***** Records for processing *****

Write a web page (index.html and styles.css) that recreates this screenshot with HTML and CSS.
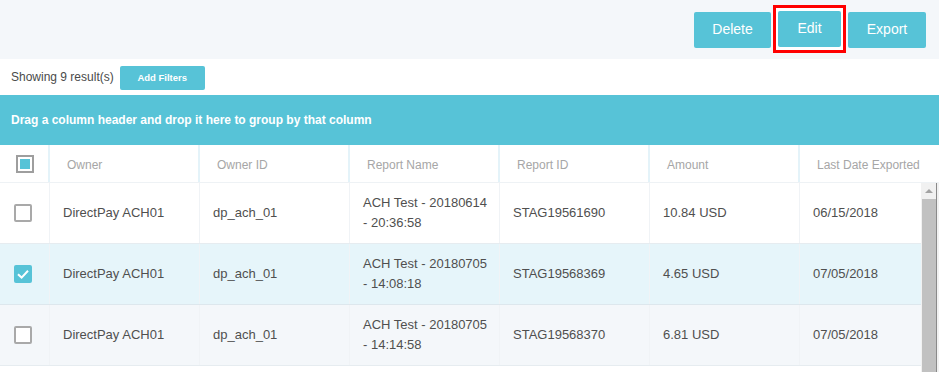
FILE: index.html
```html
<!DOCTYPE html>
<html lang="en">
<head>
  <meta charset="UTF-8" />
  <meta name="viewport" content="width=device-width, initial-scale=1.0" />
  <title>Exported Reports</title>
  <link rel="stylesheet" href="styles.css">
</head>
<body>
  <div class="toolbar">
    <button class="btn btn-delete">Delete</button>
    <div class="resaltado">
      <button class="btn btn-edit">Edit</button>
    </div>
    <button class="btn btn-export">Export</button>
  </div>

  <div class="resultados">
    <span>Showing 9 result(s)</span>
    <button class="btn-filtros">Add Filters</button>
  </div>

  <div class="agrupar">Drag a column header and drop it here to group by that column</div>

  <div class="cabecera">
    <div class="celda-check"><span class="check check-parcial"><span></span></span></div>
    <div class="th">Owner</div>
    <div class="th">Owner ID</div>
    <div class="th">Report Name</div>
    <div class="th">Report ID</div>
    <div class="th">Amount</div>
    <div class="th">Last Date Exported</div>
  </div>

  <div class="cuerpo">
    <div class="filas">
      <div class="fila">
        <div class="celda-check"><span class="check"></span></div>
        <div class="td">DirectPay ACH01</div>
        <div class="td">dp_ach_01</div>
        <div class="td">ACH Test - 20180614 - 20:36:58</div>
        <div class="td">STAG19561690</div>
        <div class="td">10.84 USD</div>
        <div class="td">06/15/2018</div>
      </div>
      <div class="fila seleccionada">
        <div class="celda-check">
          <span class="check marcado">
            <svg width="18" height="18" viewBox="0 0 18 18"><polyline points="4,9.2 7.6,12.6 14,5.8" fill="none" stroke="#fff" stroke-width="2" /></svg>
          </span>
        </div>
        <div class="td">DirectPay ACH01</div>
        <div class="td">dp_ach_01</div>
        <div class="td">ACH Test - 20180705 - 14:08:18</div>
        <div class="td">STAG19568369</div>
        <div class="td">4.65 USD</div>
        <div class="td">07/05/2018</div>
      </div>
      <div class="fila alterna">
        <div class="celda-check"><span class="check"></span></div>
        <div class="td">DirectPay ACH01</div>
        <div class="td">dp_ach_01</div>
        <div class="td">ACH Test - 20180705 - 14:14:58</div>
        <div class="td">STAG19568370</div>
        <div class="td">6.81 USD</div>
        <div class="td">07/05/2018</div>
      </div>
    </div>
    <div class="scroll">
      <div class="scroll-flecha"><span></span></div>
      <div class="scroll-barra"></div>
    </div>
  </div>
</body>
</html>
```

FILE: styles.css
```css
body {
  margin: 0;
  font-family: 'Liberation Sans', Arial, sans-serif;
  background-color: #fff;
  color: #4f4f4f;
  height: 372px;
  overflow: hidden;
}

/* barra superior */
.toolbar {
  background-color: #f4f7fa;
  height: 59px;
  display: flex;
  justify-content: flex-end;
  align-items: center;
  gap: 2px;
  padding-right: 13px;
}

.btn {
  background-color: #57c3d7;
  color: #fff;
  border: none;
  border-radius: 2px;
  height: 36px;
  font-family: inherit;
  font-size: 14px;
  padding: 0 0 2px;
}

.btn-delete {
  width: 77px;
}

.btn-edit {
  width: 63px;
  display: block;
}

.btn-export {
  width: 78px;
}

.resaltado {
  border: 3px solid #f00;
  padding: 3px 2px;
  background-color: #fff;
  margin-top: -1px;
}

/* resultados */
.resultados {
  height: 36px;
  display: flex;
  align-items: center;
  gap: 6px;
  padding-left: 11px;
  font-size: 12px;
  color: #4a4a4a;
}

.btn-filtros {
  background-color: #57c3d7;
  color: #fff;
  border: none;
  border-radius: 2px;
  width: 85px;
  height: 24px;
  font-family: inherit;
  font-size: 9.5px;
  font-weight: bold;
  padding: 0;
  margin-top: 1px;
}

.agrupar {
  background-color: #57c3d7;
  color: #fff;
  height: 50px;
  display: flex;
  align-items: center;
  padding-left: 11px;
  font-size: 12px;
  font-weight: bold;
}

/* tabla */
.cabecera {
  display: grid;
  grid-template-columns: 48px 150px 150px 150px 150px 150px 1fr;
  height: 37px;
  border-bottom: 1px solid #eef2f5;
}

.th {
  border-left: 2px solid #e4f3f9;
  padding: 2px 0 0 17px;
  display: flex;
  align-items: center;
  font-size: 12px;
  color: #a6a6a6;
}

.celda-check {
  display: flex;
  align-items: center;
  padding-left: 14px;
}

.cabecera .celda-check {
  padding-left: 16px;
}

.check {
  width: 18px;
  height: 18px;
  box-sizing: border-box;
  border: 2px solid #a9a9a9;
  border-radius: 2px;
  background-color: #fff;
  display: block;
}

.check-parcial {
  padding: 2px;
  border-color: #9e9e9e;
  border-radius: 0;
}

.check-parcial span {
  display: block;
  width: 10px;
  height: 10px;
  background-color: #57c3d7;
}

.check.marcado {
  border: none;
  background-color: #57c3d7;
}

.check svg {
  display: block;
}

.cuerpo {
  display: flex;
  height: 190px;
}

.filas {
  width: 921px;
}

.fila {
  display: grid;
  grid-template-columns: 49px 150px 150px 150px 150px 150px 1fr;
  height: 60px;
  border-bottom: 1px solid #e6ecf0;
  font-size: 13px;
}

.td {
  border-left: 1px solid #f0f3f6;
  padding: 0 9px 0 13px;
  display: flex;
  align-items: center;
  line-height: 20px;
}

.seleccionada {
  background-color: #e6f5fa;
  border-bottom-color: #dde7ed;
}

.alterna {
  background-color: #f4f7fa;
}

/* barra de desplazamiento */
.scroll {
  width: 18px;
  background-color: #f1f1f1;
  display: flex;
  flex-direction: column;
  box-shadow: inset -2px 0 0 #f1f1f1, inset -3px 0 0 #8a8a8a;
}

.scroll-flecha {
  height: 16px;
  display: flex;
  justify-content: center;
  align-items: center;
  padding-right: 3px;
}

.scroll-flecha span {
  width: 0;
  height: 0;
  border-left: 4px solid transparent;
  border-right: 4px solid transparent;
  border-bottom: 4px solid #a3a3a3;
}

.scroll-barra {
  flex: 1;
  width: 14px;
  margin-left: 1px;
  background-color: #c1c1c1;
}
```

*****
***** Records for processing *****

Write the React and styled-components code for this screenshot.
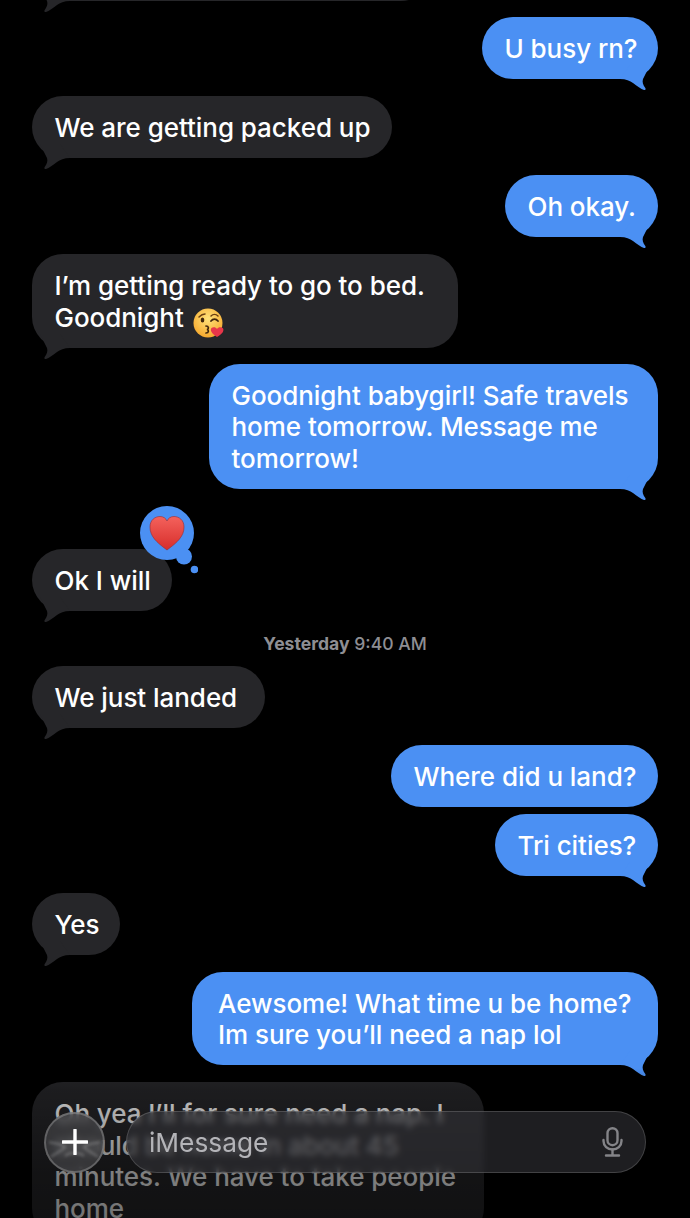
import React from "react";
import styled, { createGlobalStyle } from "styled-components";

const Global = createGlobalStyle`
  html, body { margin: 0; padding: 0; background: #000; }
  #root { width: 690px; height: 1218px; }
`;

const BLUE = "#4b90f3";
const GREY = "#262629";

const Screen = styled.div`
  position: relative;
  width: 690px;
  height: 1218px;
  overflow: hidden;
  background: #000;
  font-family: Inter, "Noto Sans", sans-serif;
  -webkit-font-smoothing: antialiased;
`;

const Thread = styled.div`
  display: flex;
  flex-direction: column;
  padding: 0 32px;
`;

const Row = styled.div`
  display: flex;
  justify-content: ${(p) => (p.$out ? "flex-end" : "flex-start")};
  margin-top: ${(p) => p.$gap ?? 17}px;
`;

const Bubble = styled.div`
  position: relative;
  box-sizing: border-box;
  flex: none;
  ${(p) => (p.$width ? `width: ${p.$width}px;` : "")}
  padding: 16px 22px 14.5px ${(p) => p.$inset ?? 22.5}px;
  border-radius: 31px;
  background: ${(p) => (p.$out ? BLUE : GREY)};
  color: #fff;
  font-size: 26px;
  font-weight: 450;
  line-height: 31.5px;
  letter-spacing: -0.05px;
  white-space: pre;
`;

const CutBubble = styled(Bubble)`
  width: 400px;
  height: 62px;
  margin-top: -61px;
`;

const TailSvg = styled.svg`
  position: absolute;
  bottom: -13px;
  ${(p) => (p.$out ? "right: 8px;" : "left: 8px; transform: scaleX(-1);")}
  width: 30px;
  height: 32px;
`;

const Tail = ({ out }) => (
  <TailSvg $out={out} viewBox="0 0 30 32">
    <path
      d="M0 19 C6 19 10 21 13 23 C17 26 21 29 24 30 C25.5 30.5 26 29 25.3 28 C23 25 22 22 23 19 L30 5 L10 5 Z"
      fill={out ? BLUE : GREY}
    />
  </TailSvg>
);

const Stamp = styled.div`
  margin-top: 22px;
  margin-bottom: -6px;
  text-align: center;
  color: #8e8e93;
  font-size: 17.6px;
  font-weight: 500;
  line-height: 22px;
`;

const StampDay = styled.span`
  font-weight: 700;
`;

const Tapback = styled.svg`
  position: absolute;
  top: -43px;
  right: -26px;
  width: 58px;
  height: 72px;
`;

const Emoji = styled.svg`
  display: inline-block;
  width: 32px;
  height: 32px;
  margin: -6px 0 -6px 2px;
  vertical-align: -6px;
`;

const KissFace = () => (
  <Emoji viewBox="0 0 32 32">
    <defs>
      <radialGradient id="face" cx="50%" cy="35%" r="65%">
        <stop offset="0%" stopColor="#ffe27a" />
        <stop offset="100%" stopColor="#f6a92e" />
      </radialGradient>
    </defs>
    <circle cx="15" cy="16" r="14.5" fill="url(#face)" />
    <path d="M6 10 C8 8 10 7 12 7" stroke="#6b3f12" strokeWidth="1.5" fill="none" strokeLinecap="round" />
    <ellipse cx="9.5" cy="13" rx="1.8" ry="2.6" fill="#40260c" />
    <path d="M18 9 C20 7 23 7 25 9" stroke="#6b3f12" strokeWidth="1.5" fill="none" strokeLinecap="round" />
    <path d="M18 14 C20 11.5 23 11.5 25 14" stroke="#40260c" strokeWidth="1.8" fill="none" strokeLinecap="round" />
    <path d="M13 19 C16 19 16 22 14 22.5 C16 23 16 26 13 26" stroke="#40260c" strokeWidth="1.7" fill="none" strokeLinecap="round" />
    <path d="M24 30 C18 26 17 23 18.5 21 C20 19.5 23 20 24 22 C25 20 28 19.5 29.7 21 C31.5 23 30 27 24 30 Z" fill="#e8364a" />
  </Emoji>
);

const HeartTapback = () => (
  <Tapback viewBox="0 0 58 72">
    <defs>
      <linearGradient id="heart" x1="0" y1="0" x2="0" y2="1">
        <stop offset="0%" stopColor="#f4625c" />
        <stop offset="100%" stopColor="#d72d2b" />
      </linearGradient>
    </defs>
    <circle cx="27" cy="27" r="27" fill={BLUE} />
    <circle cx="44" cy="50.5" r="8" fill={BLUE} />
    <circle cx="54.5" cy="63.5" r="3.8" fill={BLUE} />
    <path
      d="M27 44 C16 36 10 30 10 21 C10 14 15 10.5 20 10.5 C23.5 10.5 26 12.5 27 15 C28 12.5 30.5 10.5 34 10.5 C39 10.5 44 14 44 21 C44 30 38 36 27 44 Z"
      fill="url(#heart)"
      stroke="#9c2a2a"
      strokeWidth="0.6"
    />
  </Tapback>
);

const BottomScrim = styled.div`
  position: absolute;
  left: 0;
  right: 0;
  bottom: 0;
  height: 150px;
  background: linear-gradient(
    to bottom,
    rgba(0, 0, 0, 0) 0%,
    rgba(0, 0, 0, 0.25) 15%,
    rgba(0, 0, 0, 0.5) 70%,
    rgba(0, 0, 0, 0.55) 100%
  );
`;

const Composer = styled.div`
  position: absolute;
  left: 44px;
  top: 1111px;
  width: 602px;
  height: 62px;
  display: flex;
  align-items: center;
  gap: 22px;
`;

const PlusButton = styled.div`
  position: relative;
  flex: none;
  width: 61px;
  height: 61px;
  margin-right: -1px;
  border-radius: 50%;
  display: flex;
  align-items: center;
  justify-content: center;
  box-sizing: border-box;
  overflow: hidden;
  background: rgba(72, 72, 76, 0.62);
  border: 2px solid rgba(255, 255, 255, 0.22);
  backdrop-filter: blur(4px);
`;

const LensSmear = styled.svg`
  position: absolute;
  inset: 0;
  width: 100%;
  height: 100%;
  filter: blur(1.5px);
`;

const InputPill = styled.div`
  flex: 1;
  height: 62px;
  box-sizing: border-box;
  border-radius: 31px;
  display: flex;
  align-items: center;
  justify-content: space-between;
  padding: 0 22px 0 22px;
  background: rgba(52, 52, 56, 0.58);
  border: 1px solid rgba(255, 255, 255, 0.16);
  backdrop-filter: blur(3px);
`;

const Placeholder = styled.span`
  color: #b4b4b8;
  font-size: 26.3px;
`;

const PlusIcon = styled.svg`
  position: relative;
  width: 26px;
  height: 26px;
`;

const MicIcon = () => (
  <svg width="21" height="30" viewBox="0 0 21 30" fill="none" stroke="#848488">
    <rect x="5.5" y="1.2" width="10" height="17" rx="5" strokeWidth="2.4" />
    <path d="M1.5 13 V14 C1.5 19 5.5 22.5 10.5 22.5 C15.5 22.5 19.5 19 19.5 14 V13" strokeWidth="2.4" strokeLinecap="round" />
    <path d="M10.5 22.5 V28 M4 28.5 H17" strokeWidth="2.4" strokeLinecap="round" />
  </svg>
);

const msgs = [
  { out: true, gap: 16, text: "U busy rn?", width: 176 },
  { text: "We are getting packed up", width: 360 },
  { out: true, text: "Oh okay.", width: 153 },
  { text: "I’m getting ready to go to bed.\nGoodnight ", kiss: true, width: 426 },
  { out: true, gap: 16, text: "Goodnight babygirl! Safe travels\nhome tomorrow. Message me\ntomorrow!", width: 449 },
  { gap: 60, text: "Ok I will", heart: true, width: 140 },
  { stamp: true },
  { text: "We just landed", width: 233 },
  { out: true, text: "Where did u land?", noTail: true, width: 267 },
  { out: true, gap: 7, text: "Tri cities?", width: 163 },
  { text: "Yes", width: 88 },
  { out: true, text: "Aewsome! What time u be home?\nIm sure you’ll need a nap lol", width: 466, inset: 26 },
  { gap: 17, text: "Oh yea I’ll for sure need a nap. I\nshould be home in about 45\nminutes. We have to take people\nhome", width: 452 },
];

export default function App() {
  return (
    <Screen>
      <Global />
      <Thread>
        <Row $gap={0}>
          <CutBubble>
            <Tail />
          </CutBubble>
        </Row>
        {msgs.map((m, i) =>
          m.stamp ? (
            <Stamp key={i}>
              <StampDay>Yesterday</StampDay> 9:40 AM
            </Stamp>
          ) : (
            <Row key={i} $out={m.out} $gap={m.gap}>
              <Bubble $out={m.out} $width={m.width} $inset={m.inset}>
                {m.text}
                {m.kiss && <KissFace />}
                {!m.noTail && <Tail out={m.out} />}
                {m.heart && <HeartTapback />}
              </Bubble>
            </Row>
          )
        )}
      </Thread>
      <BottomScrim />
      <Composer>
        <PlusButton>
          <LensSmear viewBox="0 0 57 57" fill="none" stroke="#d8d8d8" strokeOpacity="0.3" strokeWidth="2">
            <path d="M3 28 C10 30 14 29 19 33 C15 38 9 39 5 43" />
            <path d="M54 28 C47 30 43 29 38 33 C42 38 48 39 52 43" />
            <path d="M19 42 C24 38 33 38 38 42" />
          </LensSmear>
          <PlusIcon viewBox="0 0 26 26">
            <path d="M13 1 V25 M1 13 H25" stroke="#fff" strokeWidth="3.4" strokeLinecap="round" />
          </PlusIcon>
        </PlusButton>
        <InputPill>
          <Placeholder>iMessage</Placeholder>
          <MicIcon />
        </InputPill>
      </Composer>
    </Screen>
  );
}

*****

● **The problem**:
Tally the lines in the entries above that hold the word "index". Reply with nothing but that count.

● **Correct response**:
2